The data supports clear guidance for different scenarios:
Organizations prioritizing speed-to-market and operational simplicity with moderate budgets should select BigQuery, achieving lowest TCO ($183K year 1), fastest implementation (1-3 weeks), and minimal tuning complexity. Its serverless architecture eliminates infrastructure management overhead while Vertex AI integration enables AI-driven analytics.
Organizations prioritizing data collaboration and SQL-native analytics with established Microsoft or AWS ecosystems should select Snowflake, delivering superior data sharing, straightforward governance, and broad ecosystem integration, accepting moderate premium over BigQuery.
Organizations prioritizing unified ML and analytics with strong Python expertise and complex analytical requirements should select Databricks, leveraging Delta Lake openness and MLflow integration for end-to-end analytics-to-ML workflows.
Organizations prioritizing massive-scale operational analytics (petabyte+) with budget available and expert staff should select Teradata Vantage, delivering unmatched performance and cost-per-query efficiency for extreme scale.
Organizations with significant Microsoft investments should prioritize Azure Synapse, leveraging native Power BI integration, Data Factory orchestration, and Azure Arc hybrid capabilities.
Organizations with existing AWS infrastructure and cost optimization focus should consider AWS Redshift, balancing high concurrency capabilities with moderate pricing.

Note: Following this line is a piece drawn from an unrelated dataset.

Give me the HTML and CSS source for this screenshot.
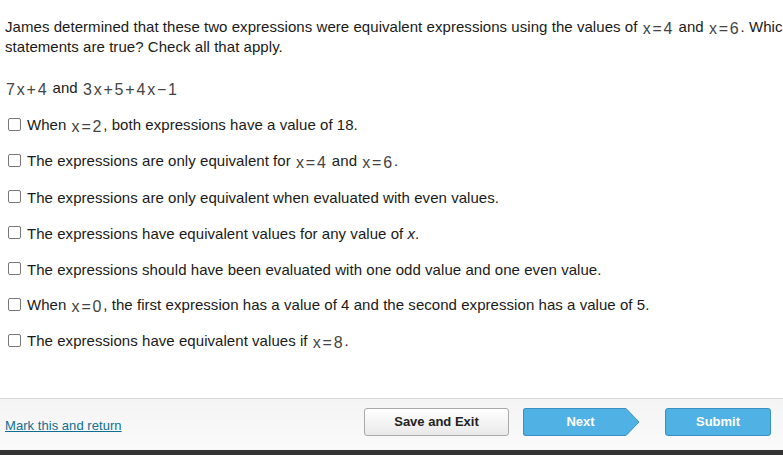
FILE: index.html
```html
<!DOCTYPE html>
<html>
<head>
<meta charset="utf-8">
<link rel="stylesheet" href="styles.css">
</head>
<body>
<div class="page">
  <div class="content">
    <p class="prompt">James determined that these two expressions were equivalent expressions using the values of <span class="m">x=4</span> and <span class="m">x=6</span>. Which statements are true? Check all that apply.</p>
    <p class="expr"><span class="m">7x+4</span> and <span class="m">3x+5+4x−1</span></p>
    <ul class="options">
      <li><span class="box"></span><span>When <span class="m">x=2</span>, both expressions have a value of 18.</span></li>
      <li><span class="box"></span><span>The expressions are only equivalent for <span class="m">x=4</span> and <span class="m">x=6</span>.</span></li>
      <li><span class="box"></span><span>The expressions are only equivalent when evaluated with even values.</span></li>
      <li><span class="box"></span><span>The expressions have equivalent values for any value of <i>x</i>.</span></li>
      <li><span class="box"></span><span>The expressions should have been evaluated with one odd value and one even value.</span></li>
      <li><span class="box"></span><span>When <span class="m">x=0</span>, the first expression has a value of 4 and the second expression has a value of 5.</span></li>
      <li><span class="box"></span><span>The expressions have equivalent values if <span class="m">x=8</span>.</span></li>
    </ul>
  </div>
  <div class="footer">
    <a class="mark" href="#">Mark this and return</a>
    <div class="buttons">
      <button class="btn save">Save and Exit</button>
      <button class="btn next">Next
        <svg class="arrow" width="16" height="28" viewBox="0 0 16 28"><path d="M0 0.5 L2 0.5 L15 14 L2 27.5 L0 27.5 Z" fill="#4fb1e4" stroke="#3a8fc0" stroke-width="1"/><rect x="0" y="1" width="2" height="26" fill="#4fb1e4"/></svg>
      </button>
      <button class="btn submit">Submit</button>
    </div>
  </div>
  <div class="bottombar"></div>
</div>
</body>
</html>
```

FILE: styles.css
```css
html, body {
  margin: 0;
  padding: 0;
  background: #ffffff;
}
body {
  font-family: "Liberation Sans", Arial, sans-serif;
  font-size: 15px;
  letter-spacing: 0.05px;
  color: #1a1a1a;
  width: 783px;
  height: 455px;
  overflow: hidden;
}
.page {
  display: flex;
  flex-direction: column;
  height: 455px;
}
.content {
  flex: 1;
  padding: 17px 0 0 5px;
  white-space: nowrap;
}
.prompt {
  margin: 0;
  line-height: 20px;
  white-space: normal;
  width: 800px;
}
.m {
  font-family: "Liberation Sans", Arial, sans-serif;
  font-size: 16px;
  letter-spacing: 1.8px;
  color: #444;
  position: relative;
  top: 2px;
  padding-left: 1px;
}
.expr {
  margin: 21px 0 0 0;
  line-height: 20px;
}
.options {
  list-style: none;
  margin: 9px 0 0 0;
  padding: 0;
}
.options li {
  display: flex;
  align-items: center;
  height: 36px;
  gap: 6px;
  padding-left: 3px;
}
.box {
  width: 11px;
  height: 11px;
  border: 1px solid #777;
  border-radius: 2px;
  background: #fff;
  flex: none;
  position: relative;
  top: -1px;
}
.footer {
  height: 51px;
  border-top: 1px solid #d6d6d6;
  background: linear-gradient(#f4f4f4, #fafafa);
  display: flex;
  align-items: center;
  justify-content: space-between;
  padding: 0 12px 0 5px;
}
.mark {
  color: #0e6f92;
  font-size: 13px;
  text-decoration: underline;
  margin-top: 2px;
}
.buttons {
  display: flex;
  align-items: center;
  margin-top: -6px;
}
.btn {
  font-family: "Liberation Sans", Arial, sans-serif;
  font-weight: bold;
  font-size: 13px;
  height: 28px;
  border-radius: 3px;
  padding: 0;
}
.save {
  width: 145px;
  background: linear-gradient(#ffffff, #e9e9e9);
  border: 1px solid #a9a9a9;
  color: #222;
  margin-right: 14px;
}
.next {
  width: 101px;
  background: #4fb1e4;
  border: 1px solid #3a8fc0;
  border-right: none;
  border-radius: 3px 0 0 3px;
  color: #fff;
  position: relative;
  margin-right: 41px;
  padding-left: 13px;
}
.arrow {
  position: absolute;
  left: 100px;
  top: -1px;
}
.submit {
  width: 106px;
  background: #4fb1e4;
  border: 1px solid #3a8fc0;
  color: #fff;
}
.bottombar {
  height: 5px;
  background: #333333;
}
```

The critical success factor, regardless of platform selection, is organizational commitment to data governance, cost management, and capability development. Platforms are infrastructure; achieving analytics value requires skilled teams, well-designed data architecture, clear governance policies, and disciplined cost management. Organizations investing in these foundations succeed with any major platform; organizations neglecting these fundamentals fail with all of them.